アルバム全篇、ここ「90125YES」期のアルバムに溢れる音楽性を盛り込みつつも、Chris Squire主導によるChris Squireの人柄と重しべき、爽快さよりも、活きの良さ、みなぎる元気に溢れた感覚を憶えてしまうサウンド・メイキングを感じるアルバムです。惜しむらくは、その元気に溢れた感覚がプログレッシブ・ロックの切迫さや緊張感、テクニカルさよりも上回ってることや、Jon Andersonの高音を効かせたボーカリゼーションよりも、他メンバーによるコーラスワークやChris Squireがボーカルを担当する楽曲があるため、「90125」の制作メンバーの楽曲よりも、1970年代黄金期の名作アルバムよりも、さらにトーンが落ちたと感じるために、印象が薄くなってしまったアルバムと思うのです。

春の季節に似つかわしく、「元気さ」が前向きな気持ちへ繋げる、聴いていて最も涙ぐましくなるアルバムでもあります。

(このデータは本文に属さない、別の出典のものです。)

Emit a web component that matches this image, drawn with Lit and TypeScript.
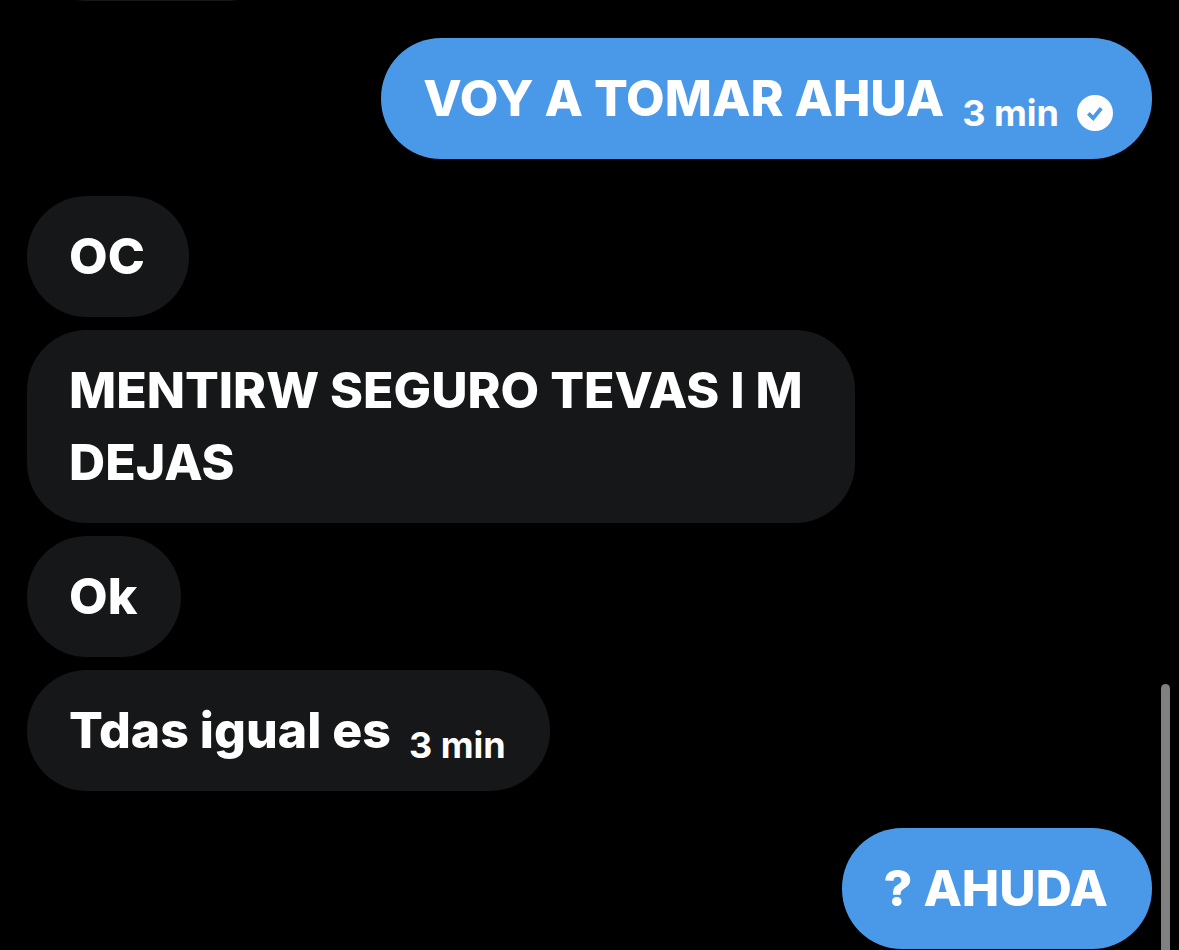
import { LitElement, html, css, nothing } from "lit";
import { customElement, property } from "lit/decorators.js";

interface Message {
  text: string;
  time?: string;
  sent?: boolean;
}

interface Group {
  own: boolean;
  messages: Message[];
}

const GROUPS: Group[] = [
  { own: true, messages: [{ text: "VOY A TOMAR AHUA", time: "3 min", sent: true }] },
  {
    own: false,
    messages: [
      { text: "OC" },
      { text: "MENTIRW SEGURO TEVAS I M DEJAS" },
      { text: "Ok" },
      { text: "Tdas igual es", time: "3 min" },
    ],
  },
  { own: true, messages: [{ text: "? AHUDA" }] },
];

@customElement("message-bubble")
export class MessageBubble extends LitElement {
  @property({ attribute: false }) message!: Message;

  static styles = css`
    :host {
      display: flex;
      box-sizing: border-box;
      max-width: 828px;
      border-radius: 60px;
      background: var(--bubble);
      color: #fff;
      font-weight: 800;
    }
    .body {
      display: flex;
      align-items: flex-end;
      gap: 18px;
      padding: 24px 44px 25px 42px;
    }
    .with-receipt {
      padding-right: 39px;
    }
    .text {
      margin: 0;
      font-size: 50px;
      line-height: 72px;
    }
    .time {
      font-size: 36px;
      font-weight: 700;
      line-height: 42px;
      white-space: nowrap;
    }
    .sent {
      display: block;
      flex: none;
      width: 36px;
      height: 36px;
      margin-bottom: 3px;
    }
  `;

  render() {
    const { text, time, sent } = this.message;
    return html`<div class="body ${sent ? "with-receipt" : ""}">
      <p class="text">${text}</p>
      ${time ? html`<time class="time">${time}</time>` : nothing}
      ${sent
        ? html`<svg class="sent" viewBox="0 0 36 36" role="img" aria-label="Enviado">
            <circle cx="18" cy="18" r="18" fill="#fff" />
            <path d="M11.3 18.3 16.2 23.2 24.2 13.2" fill="none" stroke="#4a99e9" stroke-width="3.8" />
          </svg>`
        : nothing}
    </div>`;
  }
}

@customElement("app-root")
export class AppRoot extends LitElement {
  static styles = css`
    :host {
      display: block;
      position: relative;
      box-sizing: border-box;
      height: 100vh;
      overflow: hidden;
      background: #000;
      font-family: Inter, "Liberation Sans", sans-serif;
    }
    .thread {
      display: flex;
      flex-direction: column;
      gap: 37px;
      padding: 0 27px;
    }
    .group {
      display: flex;
      flex-direction: column;
      align-items: flex-start;
      gap: 13px;
      --bubble: #161719;
    }
    .own {
      align-items: flex-end;
      --bubble: #4a99e9;
    }
    .earlier {
      box-sizing: border-box;
      width: 260px;
      height: 121px;
      margin-top: -120px;
      border-radius: 60px;
      background: var(--bubble);
    }
    .scrollbar {
      position: absolute;
      top: 72%;
      right: 9px;
      bottom: -9px;
      width: 9px;
      border-radius: 5px;
      background: #808080;
    }
  `;

  render() {
    return html`
      <main class="thread">
        <div class="group"><div class="earlier"></div></div>
        ${GROUPS.map(
          (g) => html`<section class="group ${g.own ? "own" : ""}">
            ${g.messages.map((m) => html`<message-bubble .message=${m}></message-bubble>`)}
          </section>`
        )}
      </main>
      <div class="scrollbar"></div>
    `;
  }
}
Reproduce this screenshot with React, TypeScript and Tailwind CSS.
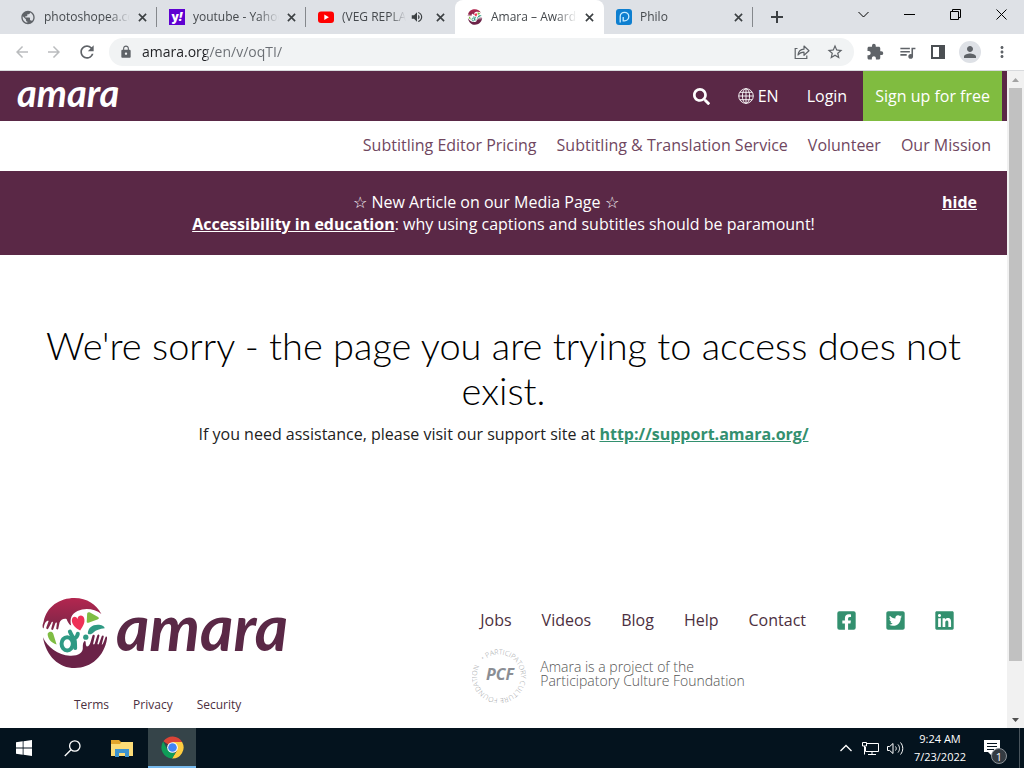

ぜひメロウなYESのサウンドが好きな方には聴いて欲しいアルバムです。

[収録曲]

1. New State of Mind
2. Open Your Eyes
3. Universal Garden
4. No Way We Can Lose
5. Fortune Seller
6. Man In The Moon
7. Wonderlove
8. From The Balcony
9. Love Shine
10. Somehow, Someday
11. The Solution

随所に、プログレッシブな展開の楽曲(「Fortune Seller」、「Wonderlove」など)もありますが、アルバムの大半の楽曲は、1970年代のYes黄金期のプログレッシブ・ロックと比べれば、全体的な緊張感や切迫さは薄れ、どちらかと云うと、オリエンタルなムードのあるメロディックでポップな楽曲が占めており、ポップ・ロックを聴く方にもおすすめです。

当アルバムを聴き、Yesを好きになった方は、1987年発表のアルバム「Big Generator」、2014年発表のアルバム「Heaven & Earth」を聴いてみてはいかがでしょうか。

また、ひろくロックのカテゴリーとして、シーズンとしての「春に聴くアルバム」としてもおすすめですし、YESのファンの方々で、あまり聴き十分ではない方には、Chris Squireを意識し聴くアルバムとしてもおすすめですね。

アルバム「Open Your Eyes」のおすすめ曲

1曲目は、7「Wonderlove」
エレクトリック・シタール、スティール・ギター、アコースティック・ギターによるフレーズが醸し出すオリエンタルなムードが当アルバムのサウンド・メイキングを象徴させる楽曲と同時に、スリリングなパートへの展開もあるドラスティックな構成力がたまりません。

2曲目は、5「Fortune Seller」
アルバム中では最も楽曲の展開が予測出来ないフレーズに溢れたプログレッシブな楽曲だからです。

このレビューを読み、ご興味を持たれましたら聴いてみて下さいね。ぜひぜひ。